There is something that has been bothering me for some time.
Every now and then (like once a day) I’ll realize that I’ve been interacting with Cameron for some time and haven’t looked at him once. Some days it’s from the time we get up until we’re getting coats on to head out the door. Some times it’s even when we’re playing in the living room!
So when I realize this I make an effort to make eye contact and actually connect with him. I’ll get down to his level, and talk to him.
But he won’t look at me. He’ll look off to one side, then if I move into his line of sight, off to the other. Today we played vision ping-pong.
We’re slowly becoming a family that doesn’t look at each other. Which disturbs me. Am I freaking out? Over-analyzing? Being too self-critical? I’m concerned because looking at someone is a good way to convey to them that they are important to you. Making eye contact while talking improves communication.
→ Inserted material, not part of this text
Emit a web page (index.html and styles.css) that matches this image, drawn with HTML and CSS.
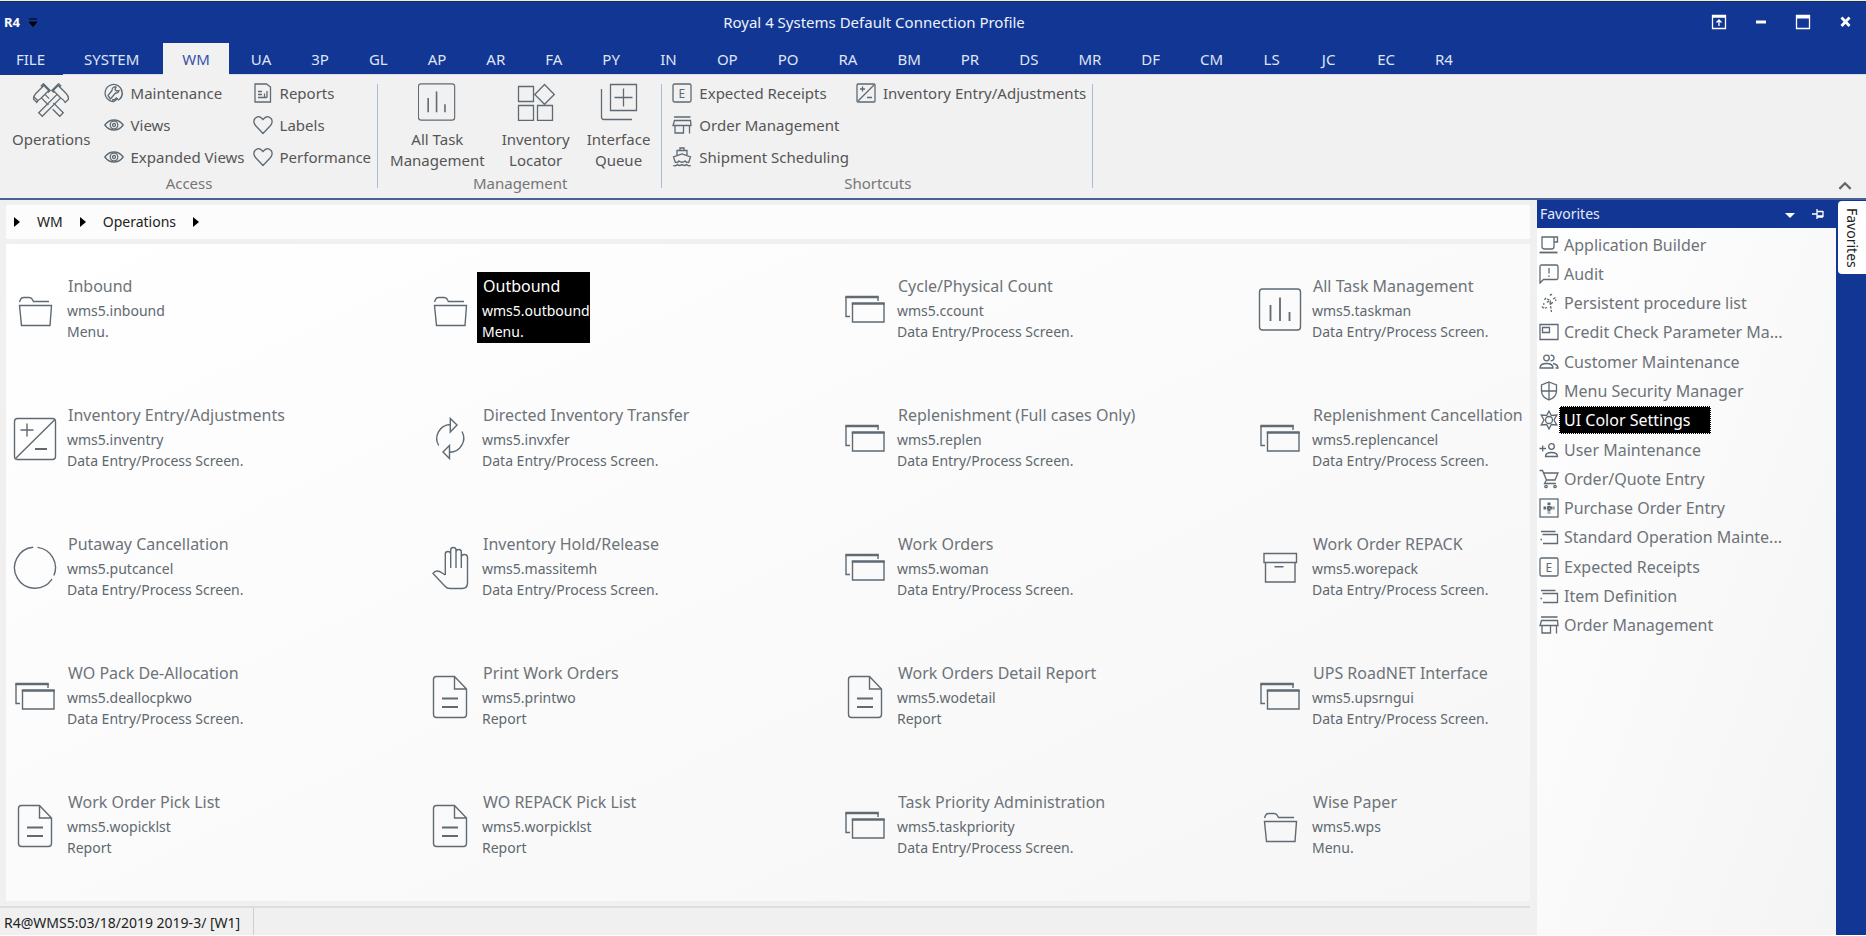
FILE: index.html
```html
<!DOCTYPE html>
<html lang="en">
<head>
<meta charset="utf-8">
<title>Royal 4 Systems Default Connection Profile</title>
<link rel="stylesheet" href="styles.css">
</head>
<body>
<svg class="sprite" aria-hidden="true">
  <symbol id="folder" viewBox="0 0 48 48"><path d="M8.500 16l1-2.500q.8-2 3-2h5.500q2 0 3 1.500l1.500 2.500H38M8.500 19.500h32l-1.500 20H10.500z"/></symbol>
  <symbol id="adjust" viewBox="0 0 48 48"><rect x="3.500" y="3.500" width="41" height="41" rx="3"/><path d="M5 43L43.500 5M9.500 15h13M16 8.500v13"/><path d="M24 34h12" stroke-width="2"/></symbol>
  <symbol id="ring" viewBox="0 0 48 48"><path d="M26.500 3.400A20.500 20.500 0 0 1 42.900 31.600M41 35.200A20.500 20.500 0 1 1 22.200 3.300"/></symbol>
  <symbol id="cycle" viewBox="0 0 48 48"><path d="M12.700 30.500A14 14 0 0 1 24 9.500M24.300 3.500v13.500L31 10zM36 16.500A14 14 0 0 1 23.500 37.200M23.500 30.500v13L17 37z"/></symbol>
  <symbol id="hand" viewBox="0 0 48 48"><path d="M19.300 31V10q0-2.500 2.700-2.500t2.700 2.500v14M24.700 24V6q0-2.500 2.600-2.500T30 6v18M30 8q0-2.500 2.700-2.500T35.300 8v16M35.300 13q0-2.500 3-2.500t3.200 2.500v26q0 5.500-5.500 5.500H24q-3 0-5-2.300L7 29.500q2.500-3.500 6.500-2l5.800 3.500"/></symbol>
  <symbol id="windows" viewBox="0 0 48 48"><path d="M9 30.500H5V11M37 11v4M11.500 17v19H43V17"/><path d="M4.300 11h33.500M10.800 17.500h32.900" stroke-width="2.600"/></symbol>
  <symbol id="chart" viewBox="0 0 48 48"><rect x="3.500" y="3" width="41" height="41" rx="3"/><path d="M14.500 19v16M24 11.500V35M33.500 26v9" stroke-width="1.800"/></symbol>
  <symbol id="box" viewBox="0 0 48 48"><path d="M8 9.500h32.500v9H8zM9.500 18.500v19.500h29.500V18.500M18.500 22.800h9"/></symbol>
  <symbol id="doc" viewBox="0 0 48 48"><path d="M28.500 3.500H10.500q-3 0-3 3v35q0 3 3 3h27q3 0 3-3V16zM28.500 3.500V16h12"/><path d="M16 25.500h16M16 34h16" stroke-width="2"/></symbol>

  <symbol id="hammers" viewBox="0 0 38 38">
    <g transform="translate(9 11) rotate(-45)"><path d="M-9-1.500Q-7-4-3-4H8v7H-3q-3-1-6 0zM-7-4v7M-2.500 3v10M2.500 3v6M-2.500 19v10h5V15M6-4v-1.500h3V4H6"/></g>
    <g transform="translate(29 11) rotate(45)"><path d="M9-1.500Q7-4 3-4H-8v7H3q3-1 6 0zM-2.500 3v26h5V3M-6-4v-1.500h-3V4h3"/></g>
  </symbol>
  <symbol id="locator" viewBox="0 0 38 38"><path d="M1.500 3.500h15v15h-15zM1.500 22.500h15v15h-15zM20.500 22.500h15v15h-15zM27.500 1.500L37.300 11.500 27.500 21.300 17.800 11.500z"/></symbol>
  <symbol id="queue" viewBox="0 0 38 38"><path d="M10.500 1.500h26v26h-26zM23.500 5.500v18M14.500 14.500h18M1.500 6v28q0 2.500 2.500 2.500h28"/></symbol>

  <symbol id="wrench" viewBox="0 0 20 20"><path d="M10 18.500A8.500 8.500 0 1 1 14 17.300M14 17.300A8.500 8.500 0 0 0 18.500 10M4 12.500l2.500 3.500 5-6q3 .5 3.500-2.500l-2.500.5-1.500-1.500 1-2.500q-4-.5-4 3.500zM10 18.500l4-3M8 17q3 0 5-2.500"/></symbol>
  <symbol id="eye" viewBox="0 0 20 20"><path d="M.8 10Q4.500 5 10 5T19.200 10Q15.500 15 10 15T.8 10z"/><circle cx="10" cy="10" r="3.800"/><circle cx="10" cy="10" r="1.500"/></symbol>
  <symbol id="report" viewBox="0 0 20 20"><path d="M2 1h11.500L17.500 4v15H2zM5 8.500h4M5 11.500h4M5 14.500h9M11.500 10.500v4M14 8v6.500"/></symbol>
  <symbol id="heart" viewBox="0 0 20 20"><path d="M10 18.500L2.500 10.500Q-.5 6.500 2 3.500 6-.5 10 4.500 14-.5 18 3.500q2.500 3-.5 7z"/></symbol>
  <symbol id="ebox" viewBox="0 0 20 20"><rect x="1" y="1" width="18" height="18" rx="1.500"/><text x="6.500" y="14.500">E</text></symbol>
  <symbol id="store" viewBox="0 0 20 20"><path d="M2 2h16.500M2.500 5.500h16l.5 5H1zM3 10.500V18h8.500v-7.500M17.500 10.500v8"/></symbol>
  <symbol id="ship" viewBox="0 0 20 20"><path d="M8 3V1h4v2M5 8V3.500h10V8M3.500 16L1.500 10 10 7l8.500 3-2 6M1 18.500q2.500 1 4.500-1 2 2 4.500 0 2.500 2 4.500 0 2 2 4.500 1M3.500 15q2 1 3.500-1 3 2.500 6 0 1.500 2 3.500 1"/></symbol>
  <symbol id="adjust-s" viewBox="0 0 20 20"><rect x="1" y="1" width="18" height="18" rx="1"/><path d="M2 18L18 2M4 6h5M6.500 3.500v5M11 14.500h5"/></symbol>

  <symbol id="cup" viewBox="0 0 20 20"><path d="M3 2h15.500v5H15v4.500q0 2.500-2.500 2.500h-7Q3 14 3 11.500zM15 2v5"/><path d="M.5 17.500h18" stroke-width="1.800"/></symbol>
  <symbol id="alert" viewBox="0 0 20 20"><path d="M1 19V2.500Q1 1 2.500 1h15Q19 1 19 2.500V14q0 1.500-1.500 1.500h-13zM10 4v5.500M10 11.500v1.500"/></symbol>
  <symbol id="steps" viewBox="0 0 20 20"><path d="M11 2.500q1.500-2 3 0M8 6l3 1 1 4 2-2M11 9.500l1.500 9.500M7 5l-2 2.500M3 13.500l2 2 3-1M14 6l2-1 1 3M4 11h1.500M10 8l-3 2" stroke-dasharray="2.500 1.200"/></symbol>
  <symbol id="card" viewBox="0 0 20 20"><path d="M1 2.500h18v15H1zM3.500 5.500h7v5h-7z"/></symbol>
  <symbol id="people" viewBox="0 0 20 20"><circle cx="7.500" cy="6" r="2.800"/><path d="M1 16q0-4.500 6.500-4.500T14 16zM11.500 3.200q3.500 0 3.500 2.800t-3.500 2.800M14 11.500q5 1 5 4.500h-2.500"/></symbol>
  <symbol id="shield" viewBox="0 0 20 20"><path d="M10 1l7.500 3v6q0 6-7.500 9-7.500-3-7.500-9V4zM10 1v18M2.500 10h15"/></symbol>
  <symbol id="star" viewBox="0 0 20 20"><path d="M10 1l2.300 4.500 5.500-.500-2.800 5 2.800 5-5.500-.500L10 19l-2.300-4.500-5.500.500L5 10 2.200 5l5.500.500z"/><circle cx="10" cy="10" r="3.500"/></symbol>
  <symbol id="adduser" viewBox="0 0 20 20"><path d="M.5 8.500H7M3.700 5.500v6M6.500 16.500q0-4 6-4t6 4z"/><circle cx="12.500" cy="6.500" r="2.800"/></symbol>
  <symbol id="cart" viewBox="0 0 20 20"><path d="M.5 1.500h3l4 9.500h8.500L19 4H5M7.500 11L5.500 14.500H17"/><circle cx="7" cy="17.500" r="1.200"/><circle cx="16" cy="17.500" r="1.200"/></symbol>
  <symbol id="plusbox" viewBox="0 0 20 20"><rect x="1" y="1" width="18" height="18"/><path d="M10 4.500v11M4.500 10h11" stroke-width="3" stroke-dasharray="2.500 .8"/></symbol>
  <symbol id="layers" viewBox="0 0 20 20"><path d="M2 4.500h14.500M3.500 7.500h15v9H4M1.500 12.500h1.500"/></symbol>
</svg>

<header class="titlebar">
  <div class="brand"><span class="logo">R4</span>
    <button class="plain" aria-label="Customize quick access"><svg class="qat" viewBox="0 0 8 9"><path d="M0 1h8M0 4h8L4 8.500z"/></svg></button>
  </div>
  <h1 class="caption">Royal 4 Systems Default Connection Profile</h1>
  <div class="controls">
    <button aria-label="Ribbon display"><svg viewBox="0 0 16 16"><path d="M1.500 1.500h13v13h-13zM1 3h14M8 12V6M5.500 8.500L8 6l2.500 2.500"/></svg></button>
    <button aria-label="Minimize"><svg viewBox="0 0 16 16"><path d="M3 8h10" stroke-width="3"/></svg></button>
    <button aria-label="Maximize"><svg viewBox="0 0 16 16"><path d="M1.500 1.500h13v13h-13z"/><path d="M1 3h14" stroke-width="3"/></svg></button>
    <button aria-label="Close"><svg viewBox="0 0 16 16"><path d="M4.500 3.500l8 8.500M12.500 3.500l-8 8.500" stroke-width="2.800"/></svg></button>
  </div>
</header>

<nav class="tabs">
  <button class="tab file">FILE</button><button class="tab system">SYSTEM</button><button class="tab active">WM</button><button class="tab">UA</button><button class="tab">3P</button><button class="tab">GL</button><button class="tab">AP</button><button class="tab">AR</button><button class="tab">FA</button><button class="tab">PY</button><button class="tab">IN</button><button class="tab">OP</button><button class="tab">PO</button><button class="tab">RA</button><button class="tab">BM</button><button class="tab">PR</button><button class="tab">DS</button><button class="tab">MR</button><button class="tab">DF</button><button class="tab">CM</button><button class="tab">LS</button><button class="tab">JC</button><button class="tab">EC</button><button class="tab">R4</button>
</nav>

<section class="ribbon">
  <div class="group access">
    <div class="group-body">
      <button class="big"><svg class="i38"><use href="#hammers"/></svg><span>Operations</span></button>
      <div class="stack">
        <button class="small"><svg class="i20"><use href="#wrench"/></svg>Maintenance</button>
        <button class="small"><svg class="i20"><use href="#eye"/></svg>Views</button>
        <button class="small"><svg class="i20"><use href="#eye"/></svg>Expanded Views</button>
      </div>
      <div class="stack">
        <button class="small"><svg class="i20"><use href="#report"/></svg>Reports</button>
        <button class="small"><svg class="i20"><use href="#heart"/></svg>Labels</button>
        <button class="small"><svg class="i20"><use href="#heart"/></svg>Performance</button>
      </div>
    </div>
    <div class="group-label">Access</div>
  </div>
  <div class="group management">
    <div class="group-body">
      <button class="big"><svg class="i38 frame" viewBox="3 2 43 43"><use href="#chart" width="48" height="48"/></svg><span>All Task<br>Management</span></button>
      <button class="big"><svg class="i38"><use href="#locator"/></svg><span>Inventory<br>Locator</span></button>
      <button class="big"><svg class="i38"><use href="#queue"/></svg><span>Interface<br>Queue</span></button>
    </div>
    <div class="group-label">Management</div>
  </div>
  <div class="group shortcuts">
    <div class="group-body">
      <div class="stack">
        <button class="small"><svg class="i20"><use href="#ebox"/></svg>Expected Receipts</button>
        <button class="small"><svg class="i20"><use href="#store"/></svg>Order Management</button>
        <button class="small"><svg class="i20"><use href="#ship"/></svg>Shipment Scheduling</button>
      </div>
      <div class="stack">
        <button class="small"><svg class="i20"><use href="#adjust-s"/></svg>Inventory Entry/Adjustments</button>
      </div>
    </div>
    <div class="group-label">Shortcuts</div>
  </div>
  <button class="collapse" aria-label="Collapse ribbon"><svg viewBox="0 0 12 8"><path d="M1 7l5-5 5 5"/></svg></button>
</section>

<main class="workspace">
  <div class="content">
    <nav class="crumbs"><i></i><a href="#">WM</a><i></i><a href="#">Operations</a><i></i></nav>
    <section class="tiles">
      <button class="tile"><svg class="i48"><use href="#folder"/></svg><span class="text"><b>Inbound</b><span>wms5.inbound</span><span>Menu.</span></span></button>
      <button class="tile selected"><svg class="i48"><use href="#folder"/></svg><span class="text"><b>Outbound</b><span>wms5.outbound</span><span>Menu.</span></span></button>
      <button class="tile"><svg class="i48"><use href="#windows"/></svg><span class="text"><b>Cycle/Physical Count</b><span>wms5.ccount</span><span>Data Entry/Process Screen.</span></span></button>
      <button class="tile"><svg class="i48"><use href="#chart"/></svg><span class="text"><b>All Task Management</b><span>wms5.taskman</span><span>Data Entry/Process Screen.</span></span></button>

      <button class="tile"><svg class="i48"><use href="#adjust"/></svg><span class="text"><b>Inventory Entry/Adjustments</b><span>wms5.inventry</span><span>Data Entry/Process Screen.</span></span></button>
      <button class="tile"><svg class="i48"><use href="#cycle"/></svg><span class="text"><b>Directed Inventory Transfer</b><span>wms5.invxfer</span><span>Data Entry/Process Screen.</span></span></button>
      <button class="tile"><svg class="i48"><use href="#windows"/></svg><span class="text"><b>Replenishment (Full cases Only)</b><span>wms5.replen</span><span>Data Entry/Process Screen.</span></span></button>
      <button class="tile"><svg class="i48"><use href="#windows"/></svg><span class="text"><b>Replenishment Cancellation</b><span>wms5.replencancel</span><span>Data Entry/Process Screen.</span></span></button>

      <button class="tile"><svg class="i48"><use href="#ring"/></svg><span class="text"><b>Putaway Cancellation</b><span>wms5.putcancel</span><span>Data Entry/Process Screen.</span></span></button>
      <button class="tile"><svg class="i48"><use href="#hand"/></svg><span class="text"><b>Inventory Hold/Release</b><span>wms5.massitemh</span><span>Data Entry/Process Screen.</span></span></button>
      <button class="tile"><svg class="i48"><use href="#windows"/></svg><span class="text"><b>Work Orders</b><span>wms5.woman</span><span>Data Entry/Process Screen.</span></span></button>
      <button class="tile"><svg class="i48"><use href="#box"/></svg><span class="text"><b>Work Order REPACK</b><span>wms5.worepack</span><span>Data Entry/Process Screen.</span></span></button>

      <button class="tile"><svg class="i48"><use href="#windows"/></svg><span class="text"><b>WO Pack De-Allocation</b><span>wms5.deallocpkwo</span><span>Data Entry/Process Screen.</span></span></button>
      <button class="tile"><svg class="i48"><use href="#doc"/></svg><span class="text"><b>Print Work Orders</b><span>wms5.printwo</span><span>Report</span></span></button>
      <button class="tile"><svg class="i48"><use href="#doc"/></svg><span class="text"><b>Work Orders Detail Report</b><span>wms5.wodetail</span><span>Report</span></span></button>
      <button class="tile"><svg class="i48"><use href="#windows"/></svg><span class="text"><b>UPS RoadNET Interface</b><span>wms5.upsrngui</span><span>Data Entry/Process Screen.</span></span></button>

      <button class="tile"><svg class="i48"><use href="#doc"/></svg><span class="text"><b>Work Order Pick List</b><span>wms5.wopicklst</span><span>Report</span></span></button>
      <button class="tile"><svg class="i48"><use href="#doc"/></svg><span class="text"><b>WO REPACK Pick List</b><span>wms5.worpicklst</span><span>Report</span></span></button>
      <button class="tile"><svg class="i48"><use href="#windows"/></svg><span class="text"><b>Task Priority Administration</b><span>wms5.taskpriority</span><span>Data Entry/Process Screen.</span></span></button>
      <button class="tile"><svg class="i48"><use href="#folder"/></svg><span class="text"><b>Wise Paper</b><span>wms5.wps</span><span>Menu.</span></span></button>
    </section>
    <footer class="status"><span>R4@WMS5:03/18/2019 2019-3/ [W1]</span></footer>
  </div>

  <aside class="favorites">
    <header class="fav-head"><h2>Favorites</h2>
      <button class="plain" aria-label="Panel menu"><svg class="drop" viewBox="0 0 12 12"><path d="M1 5h10L6 10z"/></svg></button>
      <button class="plain" aria-label="Pin panel"><svg class="pin" viewBox="0 0 12 12"><path d="M0 6h5M5 1v10M5 3.500h6M5 8h6M11 3v6M5 9h6"/></svg></button>
    </header>
    <ul class="fav-list">
      <li><svg class="i20"><use href="#cup"/></svg><a href="#">Application Builder</a></li>
      <li><svg class="i20"><use href="#alert"/></svg><a href="#">Audit</a></li>
      <li><svg class="i20"><use href="#steps"/></svg><a href="#">Persistent procedure list</a></li>
      <li><svg class="i20"><use href="#card"/></svg><a href="#">Credit Check Parameter Ma...</a></li>
      <li><svg class="i20"><use href="#people"/></svg><a href="#">Customer Maintenance</a></li>
      <li><svg class="i20"><use href="#shield"/></svg><a href="#">Menu Security Manager</a></li>
      <li><svg class="i20"><use href="#star"/></svg><a href="#" class="current">UI Color Settings</a></li>
      <li><svg class="i20"><use href="#adduser"/></svg><a href="#">User Maintenance</a></li>
      <li><svg class="i20"><use href="#cart"/></svg><a href="#">Order/Quote Entry</a></li>
      <li><svg class="i20"><use href="#plusbox"/></svg><a href="#">Purchase Order Entry</a></li>
      <li><svg class="i20"><use href="#layers"/></svg><a href="#">Standard Operation Mainte...</a></li>
      <li><svg class="i20"><use href="#ebox"/></svg><a href="#">Expected Receipts</a></li>
      <li><svg class="i20"><use href="#layers"/></svg><a href="#">Item Definition</a></li>
      <li><svg class="i20"><use href="#store"/></svg><a href="#">Order Management</a></li>
    </ul>
  </aside>
  <div class="dock"><button class="dock-tab">Favorites</button></div>
</main>
</body>
</html>
```

FILE: styles.css
```css
:root {
  --blue: #123694;
  --ink: #60686f;
  --icon: #5f6a73;
  --face: #f0f0f0;
}

* { box-sizing: border-box; }

body {
  margin: 0;
  min-height: 100vh;
  display: flex;
  flex-direction: column;
  background: var(--face);
  border-bottom: 1px solid #fff;
  font: 15px/22px "Noto Sans", "Open Sans", sans-serif;
  color: #555;
}

button {
  font: inherit;
  color: inherit;
  background: none;
  border: 0;
  padding: 0;
  margin: 0;
  text-align: left;
}

a { color: inherit; text-decoration: none; }

h1, h2, ul { margin: 0; padding: 0; font-weight: 400; }

svg { fill: none; stroke: var(--icon); stroke-width: 1.3; flex: none; display: block; }
svg text { font: 12px "Noto Sans", sans-serif; fill: var(--icon); stroke: none; }

.sprite { display: none; }
.i20 { width: 20px; height: 20px; }
.i38 { width: 38px; height: 38px; }
.i48 { width: 48px; height: 48px; stroke-width: 1.4; }

/* Title bar */
.titlebar {
  display: grid;
  grid-template-columns: 50px 1fr auto;
  height: 43px;
  border-top: 1px solid #e8f0ee;
  background: var(--blue);
  box-shadow: inset 0 1px #1b2f4a;
  color: #eef2fb;
}
.brand { display: flex; align-items: center; gap: 9px; padding-left: 4px; }
.logo { font-size: 13px; font-weight: 700; color: #fff; }
.qat { width: 8px; height: 9px; fill: #000; stroke: #000; stroke-width: 1; }
.caption { font-size: 15px; line-height: 42px; text-align: center; }
.controls { display: flex; }
.controls button { width: 42px; display: grid; place-items: center; }
.controls svg { width: 16px; height: 16px; stroke: #fff; }

/* Tab strip */
.tabs { display: flex; height: 32px; background: var(--blue); color: #dfe5f3; box-shadow: inset 0 -1px #d9dde8; }
.tab { min-width: 57px; padding: 1px 20px 0; line-height: 31px; height: 31px; text-align: center; }
.file { width: 63px; padding: 0 2px 0 0; height: 32px; background: var(--blue); }
.system { padding: 1px 24px 0 21px; }
.active { height: 32px; padding: 1px 19px 0; margin-right: 2px; background: #f1f1f1; color: #3553a8; }

/* Ribbon */
.ribbon {
  display: flex;
  position: relative;
  padding: 2px 0 5px;
  background: #f1f1f1;
  border-bottom: 2px solid #4b6199;
}
.group { position: relative; display: flex; flex-direction: column; }
.group::after {
  content: "";
  position: absolute;
  right: 0;
  top: 7px;
  bottom: 5px;
  width: 1px;
  background: #a9bcd6;
}
.group-body { display: flex; height: 96px; }
.group-label { text-align: center; line-height: 20px; color: #767676; }
.big { display: flex; flex-direction: column; align-items: center; text-align: center; gap: 8px; padding-top: 6px; line-height: 21px; }
.stack { display: flex; flex-direction: column; }
.small { display: flex; align-items: center; gap: 7px; height: 32px; white-space: nowrap; }
.access .group-body { gap: 8px; padding: 0 7px 0 12px; }
.access .big { margin-right: 5px; }
.management .group-body { gap: 17px; padding: 0 12px; }
.shortcuts .group-body { gap: 7px; padding: 0 7px 0 10px; }
.collapse { position: absolute; right: 14px; bottom: 8px; }
.collapse svg { width: 14px; height: 9px; stroke: #666; stroke-width: 2; }

/* Workspace */
.workspace { flex: 1; display: grid; grid-template-columns: 1fr 299px 30px; }
.content { display: flex; flex-direction: column; padding: 5px 7px 0 0; min-width: 0; }
.crumbs {
  display: flex;
  align-items: center;
  gap: 17px;
  height: 34px;
  margin: 0 0 5px 6px;
  padding-left: 8px;
  background: #fcfcfc;
  font-size: 14px;
  color: #222;
}
.crumbs i { border: solid transparent; border-width: 5px 0 5px 6px; border-left-color: #000; }

.tiles {
  flex: 1;
  display: grid;
  grid-template-columns: repeat(3, 415fr) 279fr;
  align-content: start;
  row-gap: 58px;
  margin: 0 0 5px 6px;
  padding-top: 28px;
  background: linear-gradient(155deg, #fff, #f6f6f6);
}
.tile { display: flex; align-items: flex-start; gap: 3px; padding-left: 5px; min-width: 0; white-space: nowrap; color: var(--ink); }
.tile .i48 { margin-top: 14px; }
.text { display: flex; flex-direction: column; padding: 0 0 1px 5px; font-size: 14px; line-height: 21px; }
.text { padding-bottom: 1px; }
.text b { padding-left: 1px; font-weight: 400; font-size: 16px; line-height: 28px; color: #6d7379; }
.tile { min-height: 71px; }
.selected .text, .selected .text b { background: #000; color: #fff; }

.status { height: 29px; border-top: 2px solid #dedede; font-size: 14px; line-height: 29px; color: #222; }
.status span { display: block; width: fit-content; height: 27px; padding: 0 13px 0 4px; border-right: 1px solid #cfcfcf; }

/* Favorites */
.favorites { background: linear-gradient(110deg, #fff, #f4f4f4); }
.fav-head {
  display: flex;
  align-items: center;
  gap: 16px;
  height: 28px;
  padding: 0 12px 0 3px;
  background: var(--blue);
  color: #e6ebf7;
}
.fav-head h2 { flex: 1; font-size: 14px; }
.drop { width: 12px; height: 12px; fill: #fff; stroke: none; }
.pin { width: 12px; height: 12px; stroke: #fff; }
.fav-list { display: flex; flex-direction: column; height: 412px; padding: 2px 0 0 2px; font-size: 16px; color: #6d7379; list-style: none; }
.fav-list li { flex: 1; display: flex; align-items: center; white-space: nowrap; }
.fav-list a { padding: 0 5px; line-height: 28px; }
.fav-list .current { background: #000; color: #fff; outline: 1px dotted #fff; outline-offset: -1px; padding-right: 20px; }

.dock { background: var(--blue); padding: 1px 0 0 2px; }
.dock-tab { width: 28px; height: 73px; border-radius: 4px 0 0 4px; background: #fff; color: #222; writing-mode: vertical-rl; font-size: 14px; line-height: 28px; text-align: center; }
```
I find it hard to focus on someone when they’re talking. It’s part of who I am – my attention flips from here to there and back again and around, up, down. Other times, like mornings, I’m just focused on getting us moving, dressed, fed, brushed, and out the door. The “Mommy I want …” requests often come at the worst times, and I absently oblige while doing whatever it was I was already doing.
Am I teaching Cameron that he isn’t important?
And why oh why do I have trouble making eye contact with him when we talk? Why is this something I have to make an effort to do? Is this normal?